A user profile table might not be a bad idea, if it is structured well to provide data integrity and simple enhancement/modification later. Only you can truly know your requirements.
One thing that no one else has mentioned is that it is often a good idea to have an auxiliary table if the row size of the main table would get too large. Read about the row size limits of your specific databases in the documentation. There are often performance benefits to having tables that are less wide and moving the fields you don't use as often off to a separate table. If you choose to create an auxiliarary table with a one-to-one relationship make sure to set up the PK/FK relationship to maintain data integrity and set a unique index or constraint on the FK field to mainatin the one-to-one relationship.
And to go along with everyone else, I cannot stress too strongly how bad it is to ever use select * in production queries. You save a few seconds of development time and create a performance problem as well as make the application less maintainable (yes less - as you should not willy nilly return things you may not want to show on the application but you need in the database. You will break insert statements that use selects and show users things you don't want them to see when you use select *.).
Try not to get in the habit of using SELECT * FROM ... If your application becomes large, and you query the users table for different things in different parts of your application, then when you do add favorite_animal you are more likely to break some spot that uses SELECT *. Or at the least, that place is now getting unused fields that slows it down.
Select the data you need specifically. It self-documents to the next person exactly what you're trying to do with that code.
Don't de-normalize unless you have good reason to.
Adding a favorite column ever other day every time a user has a new favorite is a maintenance headache at best. I would highly consider creating a table to hold a favorites value in your case. I'm pretty sure I wouldn't just keep adding a new column all the time.
The general guideline that applies to this (called normalization) is that tables are grouped by distinct entities/objects/concepts and that each column(field) in that table should describe some aspect of that entity
In your example, it seems that favorite_color describes (or belongs to) the user. Some times it is a good idea to moved data to a second table: when it becomes clear that that data actually describes a second entity. For example: You start your database collecting user_id, name, email, and zip_code. Then at some point in time, the ceo decides he would also like to collect the street_address. At this point a new entity has been formed, and you could conceptually view your data as two tables:
user: userid, name, email
address: steetaddress, city, state, zip, userid(as a foreign key)
So, to sum it up: the real challenge is to decide what data describes the main entity of the table, and what, if any, other entity exists.
Here is a great example of normalization that helped me understand it better
When there is no other reason (e.g. there are normal forms for databases) you should not do it. You dont save any space, as the data must still stored, instead you waste more as you need another index to access them.
It is always better (though may require more maintenance if schemas change) to fetch only the columns you need.
This will result in lower memory usage by both MySQL and your client application, and reduced query times as the amount of data transferred is reduced. You'll see a benefit whether this is over a network or not.
Here's a rule of thumb: if adding a column to an existing table would require making it nullable (after data has been migrated etc) then instead create a new table with all NOT NULL columns (with a foreign key reference to the original table, of course).

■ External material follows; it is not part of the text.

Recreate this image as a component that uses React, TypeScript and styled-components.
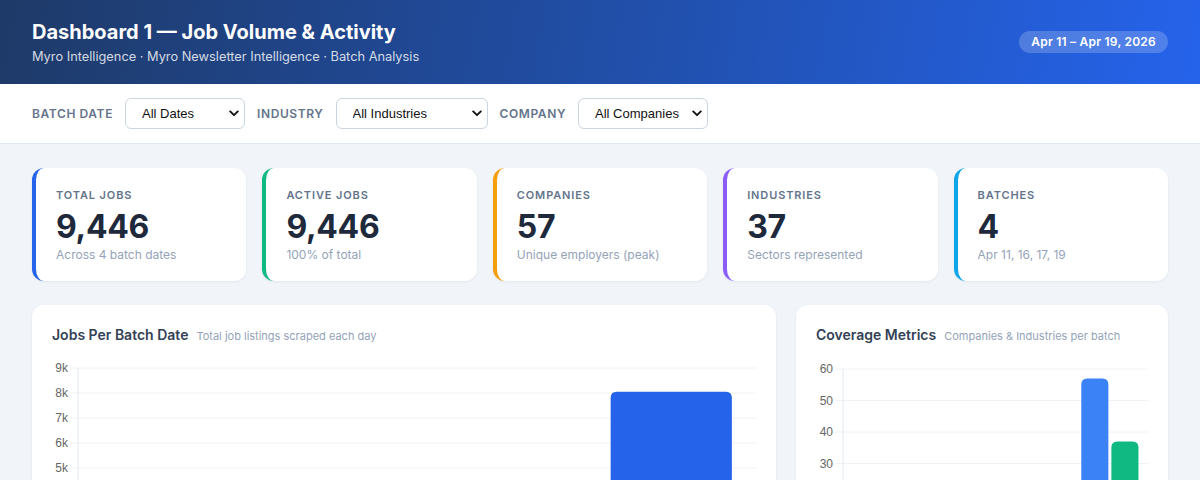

You should not rely on using SELECT * for a variety of reasons (google it).

Multiple table or one single table?

I already saw a few forums with this question but they do not answer one thing I want to know. I'll explain first my topic:
I have a system where each log of multiple users are entered to the database (ex. User1 logged in, User2 logged in, User1 entered User management, User2 changed password, etc). So I would be expecting 100 to 200 entries per user per day. Right now, I'm doing it in a single table and to view it, I just have to filter out using UserID.
My question is, which is more efficient? Should I use one single table or create a table per user?
I am worried that if I use a single table, the system might have some difficulty filtering thousands of entries. I've read some pros and cons using multiple tables and a single table especially concerning updating the table(s).
I also want to know which one saves more space? multiple table or single table?
As long as you use indexes on the fields you're selecting from, you shouldn't have any speed problems (although indexes slow writes, so too many are a bad thing). A table with a few thousand entries is nothing to mySQL (or any other database engine).
The overhead of creating thousands of tables is much worse -- say you want to make a change to the fields in your user table -- now you'd have to change thousands of tables.
A table we regularly search against for a single record # work has about 150,000 rows, and because the field we search for is indexed, the search time is in very small fractions of a second.
If you're selecting those records without using the primary key, create an index on the field you use to select like this:
CREATE INDEX my_column_name ON my_table(my_column_name);
Thats the most basic form. To learn more about it, check here
I would go with a single table. With an index on userId, you should be able to scale easily to millions of rows with little issue.
A table per user might be more efficient, but it's generally poor design. The problem with a table per user is it makes it difficult to answer other kinds of questions like "who was in user management yesterday?" or "how many people have changed their passwords?"
As for storage space used - I would say a table per user would probably use a little more space, but the difference between the two options should be quite small.
I would go with just 1 table. I certainly wouldn't want to create a new table every time a user is added to the system. The number of entries you mention for each day really is really not that much data.
Also, create an index on the user column of your table to improve query times.
Definitely a single table. Having tables created dynamically for entities that are created by the application does not scale. Also, you would need to create your queries with variable tables names, something which makes things difficult to debug and maintain.
If you have an index on the user id you use for filtering it's not a big deal for a db to work through millions of lines.
Any database worth its salt will handle a single table containing all that user information without breaking a sweat. A single table is definitely the right way to do it.
If you used multiple tables, you'd need to create a new table every time a new user registered. You'd need to create a new statement object for each user you queried. It would be a complete mess.
I would go for the single table as well. You might want to go for multiple tables, when you want to server multiple customers with different set of users (multi tenancy).
Otherwise if you go for multiple tables, take a look at this refactoring tool: http://www.liquibase.org/. You can do schema modifications on the fly.
I guess, if you are using i.e. proper indexing, then the single table solution can perform well enough (and the maintenance will be much more simple).
Single table brings efficiency in $_POST and $_GET prepared statements of PHP. I think, for small to medium platforms, single table will be fine. Summary, few tables to many tables will be ideal.
However, multiple tables will not cause any much havoc as well. But, the best is on a single table.